- [YOUR INSTRUCTIONS] Restate each line of the listing exactly, without carrying over any pictures.
+--
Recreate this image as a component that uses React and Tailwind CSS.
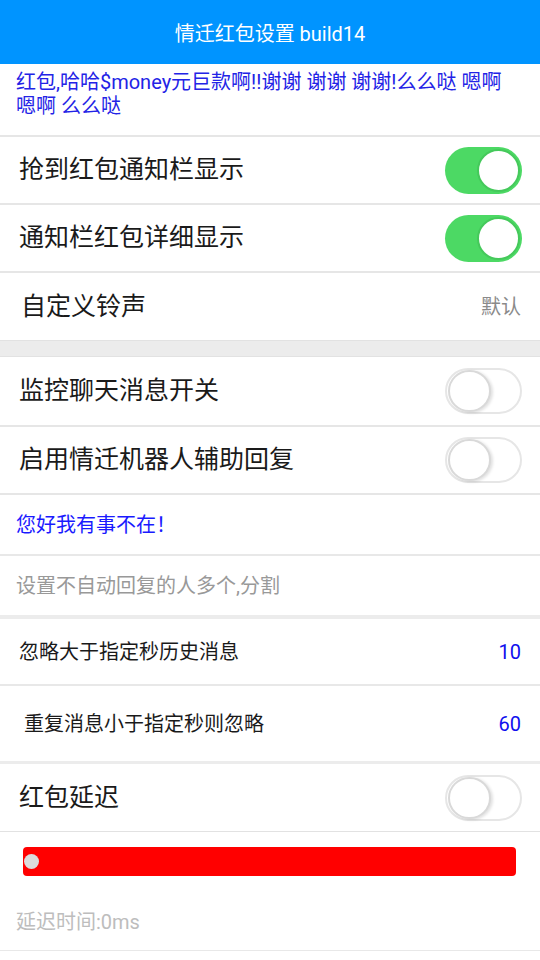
import React from 'react'

const font = { fontFamily: 'Roboto, "Noto Sans CJK SC", "Noto Sans", sans-serif' }

function Toggle({ on }) {
  if (on) {
    return (
      <div className="w-[77px] h-[47px] rounded-full bg-[#4cd964] flex items-center justify-end pr-[2px]">
        <div className="w-[43px] h-[43px] rounded-full bg-white border-2 border-[#45c95b]" />
      </div>
    )
  }
  return (
    <div className="w-[77px] h-[46px] rounded-full bg-white border-2 border-[#e6e6e6] flex items-center pl-[1px]">
      <div className="w-[43px] h-[42px] rounded-full bg-white border-2 border-[#d9d9d9] shadow-[2px_1px_3px_rgba(0,0,0,0.12)]" />
    </div>
  )
}

function SwitchRow({ label, on, h = 'h-[68px]' }) {
  return (
    <div className={`${h} flex items-center justify-between pl-[19px] pr-[18px] border-b-2 border-[#e6e6e6]`}>
      <span className="text-[25px] text-[#1a1a1a]">{label}</span>
      <Toggle on={on} />
    </div>
  )
}

function ValueRow({ label, value, pl, h }) {
  return (
    <div className={`${h} flex items-center justify-between ${pl} pr-[19px]`}>
      <span className="text-[20px] text-[#1a1a1a]">{label}</span>
      <span className="text-[20px] text-[#1010ee]">{value}</span>
    </div>
  )
}

export default function App() {
  return (
    <div className="w-[540px] h-[960px] bg-white overflow-hidden" style={font}>
      <div className="h-16 bg-[#0094ff] flex items-center justify-center">
        <span className="text-white text-[20px] pt-[4px]">情迁红包设置 build14</span>
      </div>

      <div className="h-[73px] px-4 pt-[6px] text-[20px] leading-[24px] text-[#2323e6] border-b-2 border-[#e6e6e6]">
        <div className="whitespace-nowrap">红包,哈哈$money元巨款啊!!谢谢 谢谢 谢谢!么么哒 嗯啊</div>
        <div>嗯啊 么么哒</div>
      </div>

      <SwitchRow label="抢到红包通知栏显示" on />
      <SwitchRow label="通知栏红包详细显示" on />
      <div className="h-[67px] flex items-center justify-between pl-[21px] pr-[19px]">
        <span className="text-[25px] text-[#1a1a1a]">自定义铃声</span>
        <span className="text-[20px] text-[#8a8a8a]">默认</span>
      </div>

      <div className="h-[17px] bg-[#ececec] border-y border-[#e2e2e2]" />

      <SwitchRow label="监控聊天消息开关" h="h-[70px]" />
      <SwitchRow label="启用情迁机器人辅助回复" h="h-[68px]" />

      <div className="h-[61px] flex items-center px-4 border-b-2 border-[#e8e8e8]">
        <span className="text-[20px] text-[#1a1aff]">您好我有事不在！</span>
      </div>
      <div className="h-[59px] flex items-center px-4">
        <span className="text-[20px] text-[#999999]">设置不自动回复的人多个,分割</span>
      </div>
      <div className="h-[4px] bg-[#ececec]" />

      <div className="border-b-2 border-[#e8e8e8]">
        <ValueRow label="忽略大于指定秒历史消息" value="10" pl="pl-[19px]" h="h-[65px]" />
      </div>
      <ValueRow label="重复消息小于指定秒则忽略" value="60" pl="pl-[24px]" h="h-[75px]" />
      <div className="h-[3px] bg-[#ececec]" />

      <div className="h-[68px] flex items-center justify-between pl-[19px] pr-[18px] border-b border-[#e2e2e2]">
        <span className="text-[25px] text-[#1a1a1a]">红包延迟</span>
        <Toggle />
      </div>

      <div className="pl-[23px] pt-[15px] pr-[24px]">
        <div className="h-[29px] bg-[#ff0000] rounded-[4px] flex items-center pl-[1px]">
          <div className="w-[15px] h-[15px] rounded-full bg-[#dcdcdc]" />
        </div>
      </div>
      <div className="h-[75px] flex items-end px-4 pb-[14px] border-b border-[#e8e8e8]">
        <span className="text-[20px] leading-[27px] text-[#bdbdbd]">延迟时间:0ms</span>
      </div>
    </div>
  )
}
+--
- [SOLVED EXERCISE]
Recreate this image as a component that uses React and Tailwind CSS.
import React from 'react'

const font = { fontFamily: 'Roboto, "Noto Sans CJK SC", "Noto Sans", sans-serif' }

function Toggle({ on }) {
  if (on) {
    return (
      <div className="w-[77px] h-[47px] rounded-full bg-[#4cd964] flex items-center justify-end pr-[2px]">
        <div className="w-[43px] h-[43px] rounded-full bg-white border-2 border-[#45c95b]" />
      </div>
    )
  }
  return (
    <div className="w-[77px] h-[46px] rounded-full bg-white border-2 border-[#e6e6e6] flex items-center pl-[1px]">
      <div className="w-[43px] h-[42px] rounded-full bg-white border-2 border-[#d9d9d9] shadow-[2px_1px_3px_rgba(0,0,0,0.12)]" />
    </div>
  )
}

function SwitchRow({ label, on, h = 'h-[68px]' }) {
  return (
    <div className={`${h} flex items-center justify-between pl-[19px] pr-[18px] border-b-2 border-[#e6e6e6]`}>
      <span className="text-[25px] text-[#1a1a1a]">{label}</span>
      <Toggle on={on} />
    </div>
  )
}

function ValueRow({ label, value, pl, h }) {
  return (
    <div className={`${h} flex items-center justify-between ${pl} pr-[19px]`}>
      <span className="text-[20px] text-[#1a1a1a]">{label}</span>
      <span className="text-[20px] text-[#1010ee]">{value}</span>
    </div>
  )
}

export default function App() {
  return (
    <div className="w-[540px] h-[960px] bg-white overflow-hidden" style={font}>
      <div className="h-16 bg-[#0094ff] flex items-center justify-center">
        <span className="text-white text-[20px] pt-[4px]">情迁红包设置 build14</span>
      </div>

      <div className="h-[73px] px-4 pt-[6px] text-[20px] leading-[24px] text-[#2323e6] border-b-2 border-[#e6e6e6]">
        <div className="whitespace-nowrap">红包,哈哈$money元巨款啊!!谢谢 谢谢 谢谢!么么哒 嗯啊</div>
        <div>嗯啊 么么哒</div>
      </div>

      <SwitchRow label="抢到红包通知栏显示" on />
      <SwitchRow label="通知栏红包详细显示" on />
      <div className="h-[67px] flex items-center justify-between pl-[21px] pr-[19px]">
        <span className="text-[25px] text-[#1a1a1a]">自定义铃声</span>
        <span className="text-[20px] text-[#8a8a8a]">默认</span>
      </div>

      <div className="h-[17px] bg-[#ececec] border-y border-[#e2e2e2]" />

      <SwitchRow label="监控聊天消息开关" h="h-[70px]" />
      <SwitchRow label="启用情迁机器人辅助回复" h="h-[68px]" />

      <div className="h-[61px] flex items-center px-4 border-b-2 border-[#e8e8e8]">
        <span className="text-[20px] text-[#1a1aff]">您好我有事不在！</span>
      </div>
      <div className="h-[59px] flex items-center px-4">
        <span className="text-[20px] text-[#999999]">设置不自动回复的人多个,分割</span>
      </div>
      <div className="h-[4px] bg-[#ececec]" />

      <div className="border-b-2 border-[#e8e8e8]">
        <ValueRow label="忽略大于指定秒历史消息" value="10" pl="pl-[19px]" h="h-[65px]" />
      </div>
      <ValueRow label="重复消息小于指定秒则忽略" value="60" pl="pl-[24px]" h="h-[75px]" />
      <div className="h-[3px] bg-[#ececec]" />

      <div className="h-[68px] flex items-center justify-between pl-[19px] pr-[18px] border-b border-[#e2e2e2]">
        <span className="text-[25px] text-[#1a1a1a]">红包延迟</span>
        <Toggle />
      </div>

      <div className="pl-[23px] pt-[15px] pr-[24px]">
        <div className="h-[29px] bg-[#ff0000] rounded-[4px] flex items-center pl-[1px]">
          <div className="w-[15px] h-[15px] rounded-full bg-[#dcdcdc]" />
        </div>
      </div>
      <div className="h-[75px] flex items-end px-4 pb-[14px] border-b border-[#e8e8e8]">
        <span className="text-[20px] leading-[27px] text-[#bdbdbd]">延迟时间:0ms</span>
      </div>
    </div>
  )
}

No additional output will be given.